• Exercise goal
Out of the lines below, please list those that hold the string "styles".

Front-end source files:
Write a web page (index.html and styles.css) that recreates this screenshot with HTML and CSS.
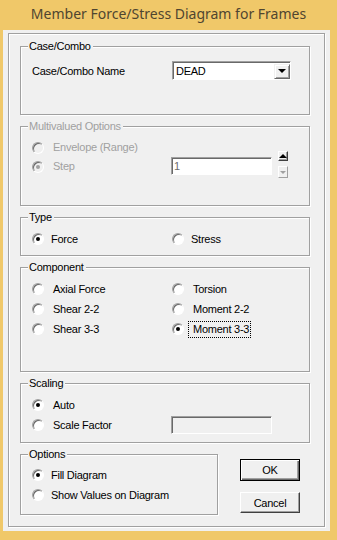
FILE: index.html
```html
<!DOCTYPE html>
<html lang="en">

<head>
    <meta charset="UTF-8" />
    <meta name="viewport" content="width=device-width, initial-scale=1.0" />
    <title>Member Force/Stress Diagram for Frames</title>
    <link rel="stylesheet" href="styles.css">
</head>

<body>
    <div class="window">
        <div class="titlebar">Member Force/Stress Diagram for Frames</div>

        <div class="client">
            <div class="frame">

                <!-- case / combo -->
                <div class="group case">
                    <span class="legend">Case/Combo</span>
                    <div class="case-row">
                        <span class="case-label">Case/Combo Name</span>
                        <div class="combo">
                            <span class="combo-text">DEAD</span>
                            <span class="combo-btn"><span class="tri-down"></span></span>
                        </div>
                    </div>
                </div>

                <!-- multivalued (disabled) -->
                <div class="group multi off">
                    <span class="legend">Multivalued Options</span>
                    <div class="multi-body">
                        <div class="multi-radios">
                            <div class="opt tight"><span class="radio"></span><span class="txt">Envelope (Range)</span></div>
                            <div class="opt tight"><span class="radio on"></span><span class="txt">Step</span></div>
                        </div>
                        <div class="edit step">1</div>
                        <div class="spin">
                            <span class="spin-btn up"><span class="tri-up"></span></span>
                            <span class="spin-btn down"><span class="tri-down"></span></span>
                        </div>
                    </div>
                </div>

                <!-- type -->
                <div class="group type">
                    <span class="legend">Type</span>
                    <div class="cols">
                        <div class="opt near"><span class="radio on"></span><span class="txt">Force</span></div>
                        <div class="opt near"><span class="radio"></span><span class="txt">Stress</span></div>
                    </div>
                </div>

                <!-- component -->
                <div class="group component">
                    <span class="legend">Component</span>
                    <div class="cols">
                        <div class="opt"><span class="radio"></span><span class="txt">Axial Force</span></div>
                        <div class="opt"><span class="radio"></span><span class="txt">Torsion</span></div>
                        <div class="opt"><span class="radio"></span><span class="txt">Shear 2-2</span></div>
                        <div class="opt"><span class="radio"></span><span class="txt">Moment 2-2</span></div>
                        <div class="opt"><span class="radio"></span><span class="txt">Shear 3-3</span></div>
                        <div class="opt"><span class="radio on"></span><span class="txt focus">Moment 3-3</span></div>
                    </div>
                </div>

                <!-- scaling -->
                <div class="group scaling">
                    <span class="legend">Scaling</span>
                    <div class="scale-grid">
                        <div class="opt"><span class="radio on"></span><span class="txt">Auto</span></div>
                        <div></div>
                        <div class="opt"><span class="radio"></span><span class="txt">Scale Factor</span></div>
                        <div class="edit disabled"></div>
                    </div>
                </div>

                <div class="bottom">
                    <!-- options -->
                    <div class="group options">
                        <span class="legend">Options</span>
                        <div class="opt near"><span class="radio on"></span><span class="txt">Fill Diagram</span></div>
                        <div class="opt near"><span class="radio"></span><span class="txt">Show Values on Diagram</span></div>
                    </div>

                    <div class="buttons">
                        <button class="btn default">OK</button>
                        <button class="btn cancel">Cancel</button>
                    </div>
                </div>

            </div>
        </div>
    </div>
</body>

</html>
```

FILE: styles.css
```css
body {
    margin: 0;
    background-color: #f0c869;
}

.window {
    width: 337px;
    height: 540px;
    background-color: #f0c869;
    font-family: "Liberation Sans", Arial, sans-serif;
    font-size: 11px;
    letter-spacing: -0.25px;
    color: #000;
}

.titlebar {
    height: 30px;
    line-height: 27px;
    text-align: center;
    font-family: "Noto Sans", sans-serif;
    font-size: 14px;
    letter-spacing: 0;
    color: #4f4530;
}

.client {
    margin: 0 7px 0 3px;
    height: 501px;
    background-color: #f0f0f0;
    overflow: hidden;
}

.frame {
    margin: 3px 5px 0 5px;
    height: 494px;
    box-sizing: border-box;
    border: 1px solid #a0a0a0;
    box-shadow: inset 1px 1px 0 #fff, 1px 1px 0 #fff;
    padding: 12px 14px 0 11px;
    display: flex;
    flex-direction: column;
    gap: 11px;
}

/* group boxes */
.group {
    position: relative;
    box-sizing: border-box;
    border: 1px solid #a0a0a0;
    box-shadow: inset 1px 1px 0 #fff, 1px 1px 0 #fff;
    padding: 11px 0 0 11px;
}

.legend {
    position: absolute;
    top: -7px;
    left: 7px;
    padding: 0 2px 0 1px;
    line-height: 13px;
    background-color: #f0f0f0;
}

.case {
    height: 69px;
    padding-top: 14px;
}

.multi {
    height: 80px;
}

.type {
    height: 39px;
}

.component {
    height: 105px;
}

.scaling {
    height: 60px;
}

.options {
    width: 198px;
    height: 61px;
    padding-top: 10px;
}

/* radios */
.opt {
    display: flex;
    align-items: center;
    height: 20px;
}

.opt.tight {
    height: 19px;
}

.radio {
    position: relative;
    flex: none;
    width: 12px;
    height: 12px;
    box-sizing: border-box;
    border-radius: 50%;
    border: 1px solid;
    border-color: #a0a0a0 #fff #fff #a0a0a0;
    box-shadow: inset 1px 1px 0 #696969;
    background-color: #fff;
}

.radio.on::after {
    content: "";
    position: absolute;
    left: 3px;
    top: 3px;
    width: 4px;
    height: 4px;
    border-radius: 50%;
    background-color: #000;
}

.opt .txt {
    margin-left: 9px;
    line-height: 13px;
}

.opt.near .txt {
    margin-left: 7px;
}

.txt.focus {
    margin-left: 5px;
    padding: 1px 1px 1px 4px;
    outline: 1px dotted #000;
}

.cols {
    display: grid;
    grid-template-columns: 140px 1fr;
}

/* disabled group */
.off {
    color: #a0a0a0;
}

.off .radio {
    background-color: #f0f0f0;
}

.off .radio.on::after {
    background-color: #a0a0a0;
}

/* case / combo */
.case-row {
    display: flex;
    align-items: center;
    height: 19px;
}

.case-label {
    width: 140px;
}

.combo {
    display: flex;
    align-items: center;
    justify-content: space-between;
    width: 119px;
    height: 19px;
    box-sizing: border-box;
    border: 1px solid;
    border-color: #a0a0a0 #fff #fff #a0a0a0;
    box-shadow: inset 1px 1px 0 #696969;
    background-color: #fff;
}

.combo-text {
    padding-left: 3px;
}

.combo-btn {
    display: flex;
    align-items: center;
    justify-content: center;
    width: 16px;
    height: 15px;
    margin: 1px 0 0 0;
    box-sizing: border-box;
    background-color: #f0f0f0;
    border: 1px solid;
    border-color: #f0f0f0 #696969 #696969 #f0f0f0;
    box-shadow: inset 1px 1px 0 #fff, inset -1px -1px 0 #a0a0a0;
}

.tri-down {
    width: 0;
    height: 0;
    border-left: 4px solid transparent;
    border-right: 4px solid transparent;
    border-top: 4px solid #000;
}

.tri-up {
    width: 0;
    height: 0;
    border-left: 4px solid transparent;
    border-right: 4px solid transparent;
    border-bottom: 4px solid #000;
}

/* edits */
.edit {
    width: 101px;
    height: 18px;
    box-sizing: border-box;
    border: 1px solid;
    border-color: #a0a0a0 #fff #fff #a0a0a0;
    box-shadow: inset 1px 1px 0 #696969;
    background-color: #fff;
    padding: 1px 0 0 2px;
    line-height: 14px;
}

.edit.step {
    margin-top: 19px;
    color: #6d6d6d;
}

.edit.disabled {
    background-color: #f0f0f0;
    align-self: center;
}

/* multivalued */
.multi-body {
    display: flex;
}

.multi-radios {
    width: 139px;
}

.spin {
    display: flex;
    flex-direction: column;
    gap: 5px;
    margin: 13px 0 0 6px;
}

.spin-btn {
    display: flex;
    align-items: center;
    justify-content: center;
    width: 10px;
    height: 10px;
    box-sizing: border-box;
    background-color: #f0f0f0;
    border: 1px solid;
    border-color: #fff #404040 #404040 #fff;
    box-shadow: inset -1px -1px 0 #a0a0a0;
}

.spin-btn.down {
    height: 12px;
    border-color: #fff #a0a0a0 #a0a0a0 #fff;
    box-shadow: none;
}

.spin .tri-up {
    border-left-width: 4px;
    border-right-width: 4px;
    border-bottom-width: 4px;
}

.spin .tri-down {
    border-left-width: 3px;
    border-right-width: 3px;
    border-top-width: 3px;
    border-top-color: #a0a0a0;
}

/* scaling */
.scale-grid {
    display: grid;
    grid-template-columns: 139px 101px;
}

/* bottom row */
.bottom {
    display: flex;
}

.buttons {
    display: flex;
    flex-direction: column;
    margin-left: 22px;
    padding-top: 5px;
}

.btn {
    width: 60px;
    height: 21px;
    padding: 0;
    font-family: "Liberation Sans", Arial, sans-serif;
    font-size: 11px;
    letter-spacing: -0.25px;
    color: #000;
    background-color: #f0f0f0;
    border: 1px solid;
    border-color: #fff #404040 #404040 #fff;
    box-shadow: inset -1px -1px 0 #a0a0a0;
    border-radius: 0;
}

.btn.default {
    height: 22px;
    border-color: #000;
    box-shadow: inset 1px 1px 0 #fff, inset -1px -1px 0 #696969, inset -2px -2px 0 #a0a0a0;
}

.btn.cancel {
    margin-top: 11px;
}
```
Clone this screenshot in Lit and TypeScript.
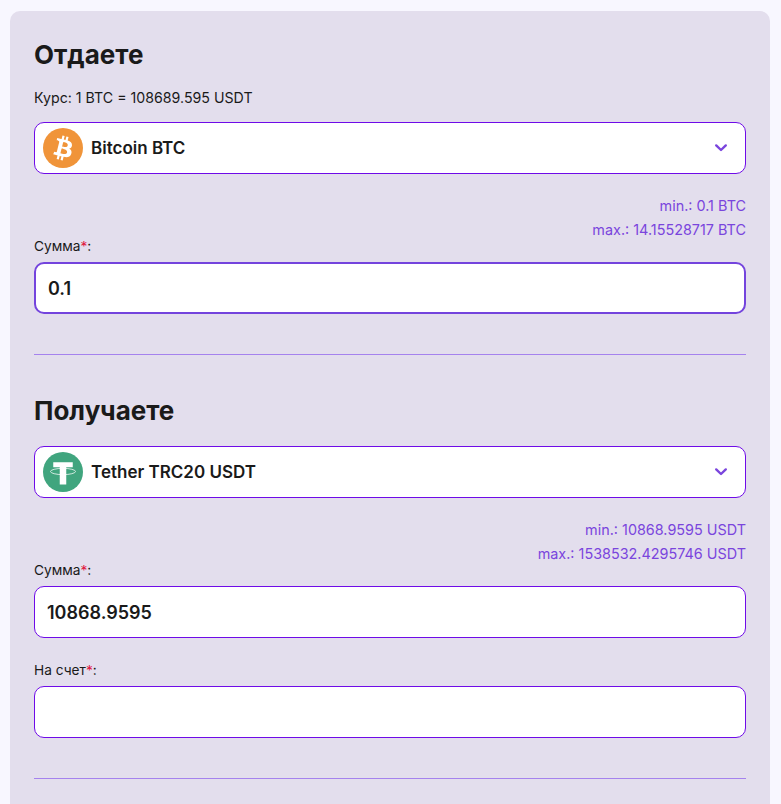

• Expected answer
Write a web page (index.html and styles.css) that recreates this screenshot with HTML and CSS.
    <link rel="stylesheet" href="styles.css">
FILE: styles.css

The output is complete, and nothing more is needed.